# Glaswegian - 25,000 posts



## speedster123 (Oct 18, 2006)

*congrats*
:4-clap:


----------



## Old Rich (May 31, 2007)

Holy Smokes! . . Well done!!!


----------



## Tumbleweed36 (May 14, 2005)

Congratulations on the achievement!


----------



## DonaldG (Aug 23, 2007)

Banned for having 25k

Oops - wrong thread

How on earth do you find time to make so any posts between your very busy surgical exploits....
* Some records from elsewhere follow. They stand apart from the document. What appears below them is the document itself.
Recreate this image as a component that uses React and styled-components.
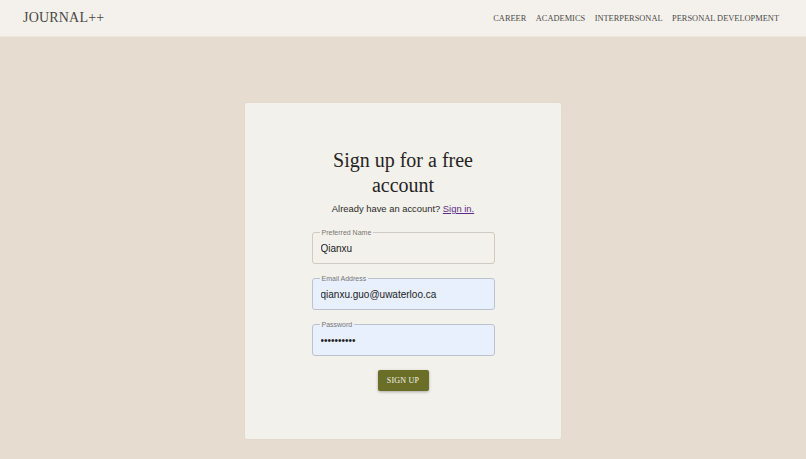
import React from 'react'
import styled, { createGlobalStyle } from 'styled-components'

// Global
const GlobalStyle = createGlobalStyle`
    html, body {
        margin: 0;
        padding: 0;
        background: #e6ddd0;
    }
    body {
        font-family: "Liberation Serif", "Times New Roman", serif;
        min-height: 459px;
    }
`

// Style
const Page = styled.div`
    min-height: 459px;
    display: flex;
    flex-direction: column;
`

const Header = styled.header`
    height: 37px;
    background: #f4f1ec;
    border-bottom: 1px solid #ece6dd;
    display: flex;
    align-items: center;
    justify-content: space-between;
    padding: 0 27px 0 23px;
    box-sizing: border-box;
`

const Logo = styled.div`
    font-size: 14px;
    color: #4a4744;
    letter-spacing: 0.2px;
`

const Nav = styled.nav`
    display: flex;
    gap: 9.5px;
`

const NavLink = styled.a`
    font-size: 8.4px;
    color: #4d4a47;
    text-decoration: none;
    text-transform: uppercase;
`

const Main = styled.main`
    display: flex;
    justify-content: center;
    padding-top: 66px;
`

const Card = styled.section`
    width: 316px;
    height: 336px;
    background: #f3f1ec;
    border-radius: 2px;
    box-shadow: 0 0 2px rgba(0, 0, 0, 0.06);
    display: flex;
    flex-direction: column;
    align-items: center;
    padding-top: 45px;
    box-sizing: border-box;
`

const Title = styled.h1`
    margin: 0;
    font-weight: normal;
    font-size: 20px;
    line-height: 25px;
    color: #262422;
    text-align: center;
    width: 170px;
`

const SubText = styled.p`
    margin: 5px 0 14px;
    font-family: "Liberation Sans", Arial, sans-serif;
    font-size: 9.4px;
    color: #2b2a28;
`

const SignInLink = styled.a`
    color: #5b2a86;
    text-decoration: underline;
`

const Form = styled.form`
    display: flex;
    flex-direction: column;
    align-items: center;
    gap: 10px;
`

const Field = styled.fieldset`
    width: 183px;
    margin: 0;
    padding: 0 7px 3px;
    box-sizing: border-box;
    border: 1px solid ${props => (props.$filled ? '#bcc3cf' : '#cfcac2')};
    border-radius: 3px;
    background: ${props => (props.$filled ? '#e8f0fe' : 'transparent')};
`

const Legend = styled.legend`
    font-family: "Liberation Sans", Arial, sans-serif;
    font-size: 7px;
    color: #7a7671;
    padding: 0 2px;
    margin-left: 0;
    line-height: 9px;
`

const Input = styled.input`
    display: block;
    width: 100%;
    height: 23px;
    border: none;
    outline: none;
    background: transparent;
    font-family: "Liberation Sans", Arial, sans-serif;
    font-size: 10px;
    color: #222;
    padding: 0 0 0 1px;
    margin: 0;
`

const Button = styled.button`
    margin-top: 4px;
    width: 51px;
    height: 21px;
    border: none;
    border-radius: 2px;
    background: #6a6e27;
    color: #f5f3ea;
    font-family: "Liberation Serif", "Times New Roman", serif;
    font-size: 8px;
    letter-spacing: 0.2px;
    text-transform: uppercase;
    box-shadow: 0 1px 3px rgba(0, 0, 0, 0.3);
    cursor: pointer;
`

const navItems = ['Career', 'Academics', 'Interpersonal', 'Personal Development']

// Component
export default function App() {
    return (
        <Page>
            <GlobalStyle />
            <Header>
                <Logo>JOURNAL++</Logo>
                <Nav>
                    {navItems.map((item) => (
                        <NavLink key={item} href="#">{item}</NavLink>
                    ))}
                </Nav>
            </Header>
            <Main>
                <Card>
                    <Title>Sign up for a free account</Title>
                    <SubText>
                        Already have an account? <SignInLink href="#">Sign in.</SignInLink>
                    </SubText>
                    <Form onSubmit={(e) => e.preventDefault()}>
                        <Field>
                            <Legend>Preferred Name</Legend>
                            <Input defaultValue="Qianxu" />
                        </Field>
                        <Field $filled>
                            <Legend>Email Address</Legend>
                            <Input defaultValue="qianxu.guo@uwaterloo.ca" />
                        </Field>
                        <Field $filled>
                            <Legend>Password</Legend>
                            <Input type="password" defaultValue="qianxuguo1" />
                        </Field>
                        <Button type="submit">Sign up</Button>
                    </Form>
                </Card>
            </Main>
        </Page>
    )
}
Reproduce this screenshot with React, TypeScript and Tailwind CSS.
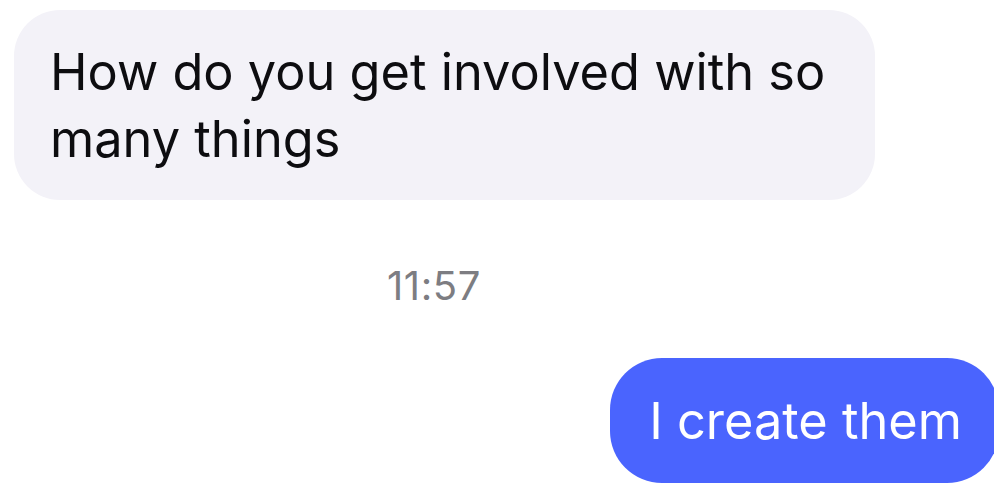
export default function App() {
  return (
    <div
      className="w-[994px] h-[492px] overflow-hidden bg-white"
      style={{ fontFamily: 'Inter, "Noto Sans", sans-serif' }}
    >
      <div className="pt-[10px] pl-[14px]">
        <div className="w-[861px] h-[190px] rounded-[46px] bg-[#f3f2f8] pl-[36px] pt-[28px] text-[50.5px] leading-[67px] text-[#0d0d10]">
          How do you get involved with so
          <br />
          many things
        </div>
      </div>

      <div className="mt-[63px] pl-[387px] text-[40px] leading-[46px] tracking-[0.6px] text-[#7d7d82]">11:57</div>

      <div className="mt-[49px] flex justify-end mr-[-5px]">
        <div className="h-[125px] rounded-[52px] bg-[#4a64fe] pl-[39px] pr-[37px] flex items-center text-[50.5px] leading-[67px] text-white">
          I create them
        </div>
      </div>
    </div>
  );
}
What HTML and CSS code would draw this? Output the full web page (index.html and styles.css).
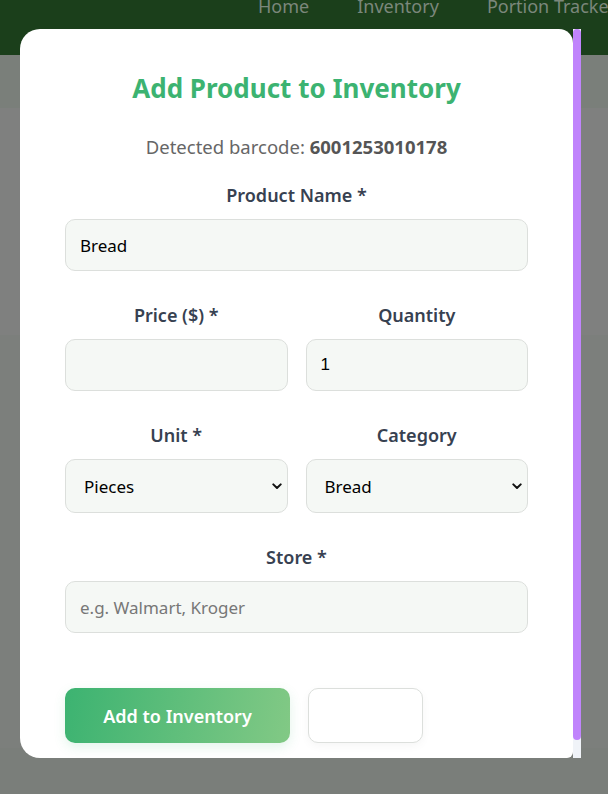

Dr Glas after a couple of early morning procedures:










:grin:

Congrats Iain :wave:


----------



## dai (Jul 2, 2004)

congratulations


----------



## Zealex (Nov 30, 2008)

gratz!!!


----------



## Done_Fishin (Oct 10, 2006)

Well Done Iain .. :4-cheers:


----------



## WereBo (Apr 5, 2008)

Well done indeed Iain, congratulations :4-clap: :4-clap: :4-clap:


----------



## Indoril Nerevar (Jan 7, 2006)

Congratulations! Fantastic achievement!


----------



## Lord Sirian (Jan 14, 2007)

Congrats!


----------



## Glaswegian (Sep 16, 2005)

Thanks folks.

Nice artwork Donald...:laugh:


----------



## McNinja (Jun 22, 2008)

Congrats Glas!


----------



## Engineer Babar (Jul 17, 2009)

Congratz Doc

:4-clap::4-clap::4-clap::beerchug::beerchug::beerchug:


----------



## Jason09 (Jan 3, 2009)

Congrats Iain!


----------



## Glaswegian (Sep 16, 2005)

Thanks guys.


----------



## octaneman (May 13, 2009)

Congratz Glas !


----------



## sandman55 (May 28, 2005)

Congrats Dr Glas I agree with Donald how do you find the time, is it your connections with that other famous Dr? :grin:


----------



## Glaswegian (Sep 16, 2005)

lol - thanks octane & Sandy.

I don't know *who *you mean Sandy...:grin:


----------



## TheAtheist (May 20, 2006)

Congratulations


----------



## JohnthePilot (Mar 30, 2006)

*Congratulations Iain* :4-clap::4-clap::4-cheers::4-cheers:


----------



## jcgriff2 (Sep 30, 2007)

Nice going, Glas!


----------



## vladimirb (Mar 31, 2008)

Congratulations!!!


----------



## Glaswegian (Sep 16, 2005)

Thanks again folks.


----------